Ces nouveaux projets de l’industrie aéronautique, notamment liés à l’électrique ou à l’hydrogène, vont bouleverser les richesses humaines du secteur. La filière va devoir attirer des profils variés et de nouvelles compétences pour relever ce défi. Et ça tombe bien, puisque 8 personnes interrogées sur 10 nous ont indiqué vouloir s’investir dans des projets liés à la transition écologique de l’aéronautique. Comme nous le constatons dans l’industrie en général, l’attractivité d’une entreprise est plus liée aux orientations et aux efforts consentis pour l’environnement, qu’à son historique vertueux… S’investir dans un secteur pour participer à le rendre plus responsable semble donc l’un des meilleurs leviers de motivation des talents d’aujourd’hui.

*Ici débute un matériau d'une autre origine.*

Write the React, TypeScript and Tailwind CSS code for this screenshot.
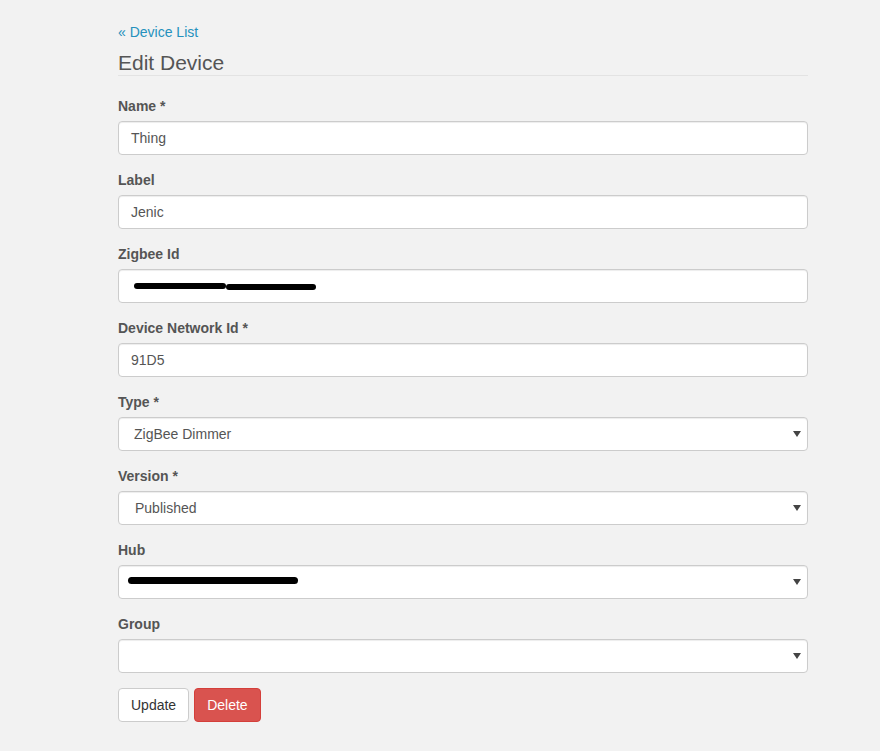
import React from "react";

const fieldClass =
  "block w-full h-[34px] px-3 rounded border border-[#cccccc] bg-white text-sm text-[#555] shadow-[inset_0_1px_1px_rgba(0,0,0,0.075)] flex items-center";

function Label({ children }: { children: React.ReactNode }) {
  return (
    <label className="block mb-[5px] text-sm font-bold leading-5 text-[#555]">
      {children}
    </label>
  );
}

function Redacted({ widths, thick }: { widths: number[]; thick: number }) {
  return (
    <span className="flex items-center">
      {widths.map((w, i) => (
        <span
          key={i}
          className="block bg-black rounded-full"
          style={{ width: w, height: thick, marginTop: i * 1 }}
        />
      ))}
    </span>
  );
}

function Caret() {
  return (
    <svg width="8" height="6" viewBox="0 0 8 6" className="ml-auto">
      <path d="M0 0 L8 0 L4 6 Z" fill="#444" />
    </svg>
  );
}

function TextField({ label, value }: { label: string; value: React.ReactNode }) {
  return (
    <div className="mb-[15px]">
      <Label>{label}</Label>
      <div className={fieldClass}>{value}</div>
    </div>
  );
}

function SelectField({
  label,
  value,
}: {
  label: string;
  value?: React.ReactNode;
}) {
  return (
    <div className="mb-[15px]">
      <Label>{label}</Label>
      <div className={`${fieldClass} !pl-4 !pr-[6px]`}>
        {value}
        <Caret />
      </div>
    </div>
  );
}

export default function App() {
  return (
    <div className="min-h-screen bg-[#f2f2f2] font-['Liberation_Sans',Arial,sans-serif] text-sm text-[#555]">
      <div className="ml-[118px] w-[690px] pt-[22px]">
        <a className="block leading-5 text-[#2591bd]">« Device List</a>
        <div className="mt-[2px] mb-5 pt-[7px] border-b border-[#e3e3e3] text-[21px] leading-[24px] text-[#555]">
          Edit Device
        </div>

        <TextField label="Name *" value="Thing" />
        <TextField label="Label" value="Jenic" />
        <TextField
          label="Zigbee Id"
          value={
            <span className="pl-[3px]">
              <Redacted widths={[92, 90]} thick={6} />
            </span>
          }
        />
        <TextField label="Device Network Id *" value="91D5" />
        <SelectField label="Type *" value={<span className="-ml-[1px]">ZigBee Dimmer</span>} />
        <SelectField label="Version *" value={<span>Published</span>} />
        <SelectField
          label="Hub"
          value={
            <span className="-ml-[7px] -mt-[3px]">
              <Redacted widths={[170]} thick={7} />
            </span>
          }
        />
        <SelectField label="Group" />

        <div className="flex gap-[5px]">
          <button className="h-[34px] px-3 rounded border border-[#cccccc] bg-white text-sm text-[#333]">
            Update
          </button>
          <button className="h-[34px] px-3 rounded border border-[#d43f3a] bg-[#d9534f] text-sm text-white">
            Delete
          </button>
        </div>
      </div>
    </div>
  );
}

Attention cependant au green washing ! Entre incertitudes technologiques et économiques, freins à l’attractivité, rareté des talents… le moins que l’on puisse dire, c’est que l’industrie aéronautique a encore de beaux défis à relever ! Le secteur s’appuie heureusement sur un écosystème solide pour relever des challenges ambitieux et sur une image qui reste positive : l’aéro fait encore et toujours rêver et attire des candidats qui croient en sa capacité à se réinventer et à répondre aux enjeux qui se présentent.